Неизбежные материнские наставления и сыновнее почтительное внимание оставались на периферии сознания. Здесь безошибочно действовала «лошадиная», — «Ну что ты будешь с этим делать! Опять зоологизмы с мифологизмами пошли!» — то есть «гринвудовская» составляющая. Ну и пара глотков старого доброго виски — еще из довоенных, то есть до первой мировой войны сделанных — отцовских запасов оказались совсем не лишними. Все-таки, что ни говори, а есть в этом что-то: тяжелый хрустальный стакан в руке, на четверть наполненный прозрачной золотистой жидкостью крепостью 53 градуса, кубинская сигара в зубах, и неторопливо — в лучших английских традициях — текущий разговор между взрослым сыном и перешагнувшей порог старости матерью.

«А ведь она не старая… — Неожиданно сообразил Матвеев. — Сколько ей?
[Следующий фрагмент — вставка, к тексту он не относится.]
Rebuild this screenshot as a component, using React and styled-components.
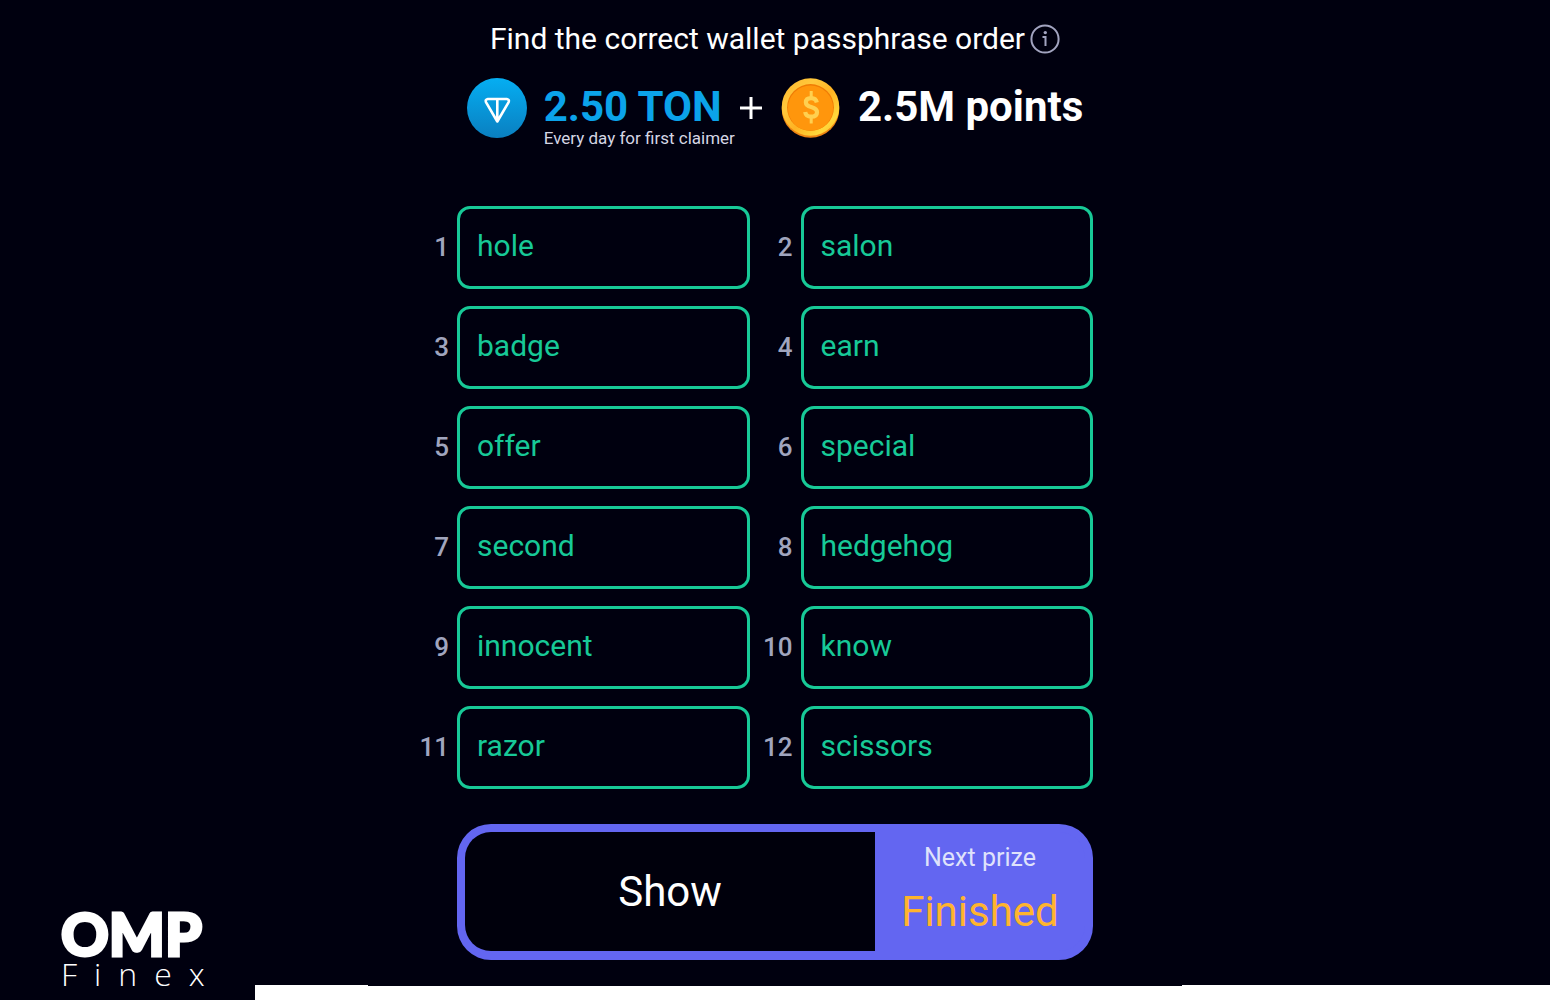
import React from 'react';
import styled, { createGlobalStyle } from 'styled-components';

const words = [
  'hole', 'salon',
  'badge', 'earn',
  'offer', 'special',
  'second', 'hedgehog',
  'innocent', 'know',
  'razor', 'scissors',
];

const GlobalStyle = createGlobalStyle`
  * {
    box-sizing: border-box;
  }
  body {
    margin: 0;
    background-color: #00000f;
    color: white;
    font-family: Roboto, sans-serif;
  }
`;

const Page = styled.div`
  display: grid;
  grid-template-columns: 1fr minmax(0, 720px) 1fr;
  grid-template-rows: 1fr auto;
  min-height: 100vh;
`;

const Main = styled.main`
  grid-column: 2;
  grid-row: 1;
  padding-top: 20px;
`;

const Title = styled.h1`
  display: flex;
  justify-content: center;
  align-items: center;
  gap: 5px;
  margin: 0;
  font-size: 30px;
  line-height: 38px;
  font-weight: 400;
`;

const InfoButton = styled.button`
  display: flex;
  padding: 0;
  border: none;
  background: none;
  color: #a2a4c0;
  cursor: pointer;
`;

const Prizes = styled.div`
  display: flex;
  justify-content: center;
  align-items: flex-start;
  margin-top: 20px;
  height: 128px;
  white-space: nowrap;
`;

const PrizeText = styled.div`
  padding-top: 4px;
  margin-left: ${props => props.gap}px;
`;

const Amount = styled.div`
  color: ${props => props.color};
  font-size: 42px;
  line-height: 50px;
  font-weight: 700;
`;

const Note = styled.div`
  color: #d5d6e4;
  font-size: 17px;
  line-height: 12px;
`;

const Plus = styled.svg`
  margin: 19px 18px 0 5px;
`;

const WordGrid = styled.ol`
  display: grid;
  grid-template-columns: repeat(2, minmax(0, 1fr));
  gap: 17px 9px;
  margin: 0;
  padding: 0 42px 0 0;
  list-style: none;
`;

const WordRow = styled.li`
  display: flex;
  align-items: center;
  gap: 8px;
`;

const WordNumber = styled.label`
  width: 34px;
  flex: none;
  padding-bottom: 2px;
  color: #a0a5be;
  font-size: 26px;
  font-weight: 500;
  text-align: right;
`;

const WordInput = styled.input`
  flex: 1;
  min-width: 0;
  height: 83px;
  padding: 0 17px 4px;
  border: 3px solid #17c997;
  border-radius: 13px;
  outline: none;
  background: transparent;
  color: #17c997;
  font-family: inherit;
  font-size: 30px;
`;

const ActionBar = styled.div`
  display: flex;
  height: 136px;
  margin: 35px 42px 0;
  border: solid #6366f1;
  border-width: 8px 8px 9px;
  border-radius: 34px;
  background-color: #6366f1;
`;

const ShowButton = styled.button`
  flex: 1;
  padding: 0;
  border: none;
  border-radius: 26px 0 0 26px;
  background-color: #00000c;
  color: white;
  font-family: inherit;
  font-size: 42px;
  cursor: pointer;
`;

const NextPrize = styled.div`
  width: 210px;
  text-align: center;
`;

const NextLabel = styled.div`
  margin-top: 10px;
  color: #dfe2fb;
  font-size: 25px;
  line-height: 32px;
`;

const NextStatus = styled.div`
  margin-top: 14px;
  color: #ffb42e;
  font-size: 42px;
  line-height: 48px;
`;

const Logo = styled.div`
  grid-column: 1;
  grid-row: 1 / 3;
  align-self: end;
  padding: 0 0 9px 61px;
`;

const LogoName = styled.div`
  font-family: Lato, sans-serif;
  font-size: 59px;
  font-weight: 900;
  line-height: 46px;
  -webkit-text-stroke: 3px white;
`;

const LogoSub = styled.div`
  font-family: "Open Sans", sans-serif;
  font-size: 32px;
  font-weight: 300;
  line-height: 34px;
  letter-spacing: 17px;
`;

const Strip = styled.footer`
  grid-column: 1 / 4;
  grid-row: 2;
  display: flex;
  align-items: flex-end;
  margin-left: 255px;
`;

const StripPart = styled.div`
  flex: ${props => props.flex};
  height: ${props => props.height}px;
  background-color: white;
`;

const InfoIcon = () => (
  <svg width="30" height="30" viewBox="0 0 30 30" fill="none" stroke="currentColor" strokeWidth="2">
    <circle cx="15" cy="15" r="13.6" />
    <path d="M12.5 13h3v9" />
    <circle cx="15.3" cy="8.6" r="1.7" fill="currentColor" stroke="none" />
  </svg>
);

const TonIcon = () => (
  <svg width="60" height="60" viewBox="0 0 60 60">
    <defs>
      <linearGradient id="ton" x1="0" y1="0" x2="0" y2="1">
        <stop offset="0" stopColor="#05aef2" />
        <stop offset="1" stopColor="#0a7fc0" />
      </linearGradient>
    </defs>
    <circle cx="30" cy="30" r="30" fill="url(#ton)" />
    <path
      d="M20.8 21h19q3 .5 1.7 3.4L30.3 43.5 19.1 24.4q-1.3-2.9 1.7-3.4zM30.3 21v21"
      fill="none"
      stroke="white"
      strokeWidth="2.6"
      strokeLinejoin="round"
    />
  </svg>
);

const CoinIcon = () => (
  <svg width="60" height="60" viewBox="0 0 60 60">
    <defs>
      <linearGradient id="rim" x1="0" y1="0" x2="1" y2="1">
        <stop offset="0" stopColor="#ffb52b" />
        <stop offset="0.3" stopColor="#ffc83c" />
        <stop offset="0.55" stopColor="#ffb322" />
        <stop offset="0.8" stopColor="#ffd83c" />
        <stop offset="1" stopColor="#ffb01c" />
      </linearGradient>
    </defs>
    <circle cx="30.5" cy="31" r="28.8" fill="#ee8412" />
    <circle cx="30.5" cy="29" r="28.8" fill="url(#rim)" />
    <circle cx="30.5" cy="29.5" r="23.4" fill="#f07c05" />
    <circle cx="30.5" cy="30.2" r="22.6" fill="#ff960c" />
    <path
      d="M36.8 24.5q-.8-4.3-5.6-4.3-5.3 0-5.3 4.3 0 3 5.3 4.5 5.8 1.6 5.8 5.2 0 4.5-5.8 4.5-5.3 0-6-4.7"
      fill="none"
      stroke="#ffd050"
      strokeWidth="4.2"
    />
    <path d="M31.2 13v7M31.2 39v6.5" stroke="#ffd050" strokeWidth="3" />
  </svg>
);

const App = () => (
  <Page>
    <GlobalStyle />
    <Main>
      <Title>
        Find the correct wallet passphrase order
        <InfoButton aria-label="Info"><InfoIcon /></InfoButton>
      </Title>
      <Prizes>
        <TonIcon />
        <PrizeText gap={17}>
          <Amount color="#0ba3ea">2.50 TON</Amount>
          <Note>Every day for first claimer</Note>
        </PrizeText>
        <Plus width="22" height="22" viewBox="0 0 22 22" stroke="white" strokeWidth="3">
          <path d="M11 0v22M0 11h22" />
        </Plus>
        <CoinIcon />
        <PrizeText gap={18}>
          <Amount color="white">2.5M points</Amount>
        </PrizeText>
      </Prizes>
      <WordGrid>
        {words.map((word, i) => (
          <WordRow key={word}>
            <WordNumber htmlFor={'word-' + i}>{i + 1}</WordNumber>
            <WordInput id={'word-' + i} defaultValue={word} />
          </WordRow>
        ))}
      </WordGrid>
      <ActionBar>
        <ShowButton>Show</ShowButton>
        <NextPrize>
          <NextLabel>Next prize</NextLabel>
          <NextStatus>Finished</NextStatus>
        </NextPrize>
      </ActionBar>
    </Main>
    <Logo>
      <LogoName>OMP</LogoName>
      <LogoSub>Finex</LogoSub>
    </Logo>
    <Strip>
      <StripPart flex="0 0 113px" height={15} />
      <StripPart flex="1" height={14} />
      <StripPart flex="0 0 368px" height={15} />
    </Strip>
  </Page>
);

export default App;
Сорок восемь? Так она же младше меня!»

Но она, разумеется, была старше, и в этом тоже заключался парадокс того, что случилось со Степаном, что случилось со всеми ними.

Только оставшись один, Матвеев позволил себе немного расслабиться и с интересом стал исследовать покои молодого баронета, поскольку чужая память — это хорошо, но личное знакомство все же лучше. А знакомиться здесь, определенно, было с чем, и знакомство это было более чем приятным. Рапиры и боксёрские перчатки на стене удивления не вызвали, так же как и кубки за победу в соревнованиях, групповые портреты молодых людей на фоне строений и природы. Всё это было естественно и ожидаемо, хотя и приятно, так как руки сами отреагировали на присутствие «старых друзей», и Степанов окончательно осознал, что может так врезать, что мало не покажется. А такое умение, надо отметить в нервной жизни «попаданца» дорого стоит.

«Так, а это у нас что? — Степан отворил небольшую дверцу и протиснулся — все-таки он был великоват для изысков старой английской архитектуры — в смежное помещение. — Ух ты!»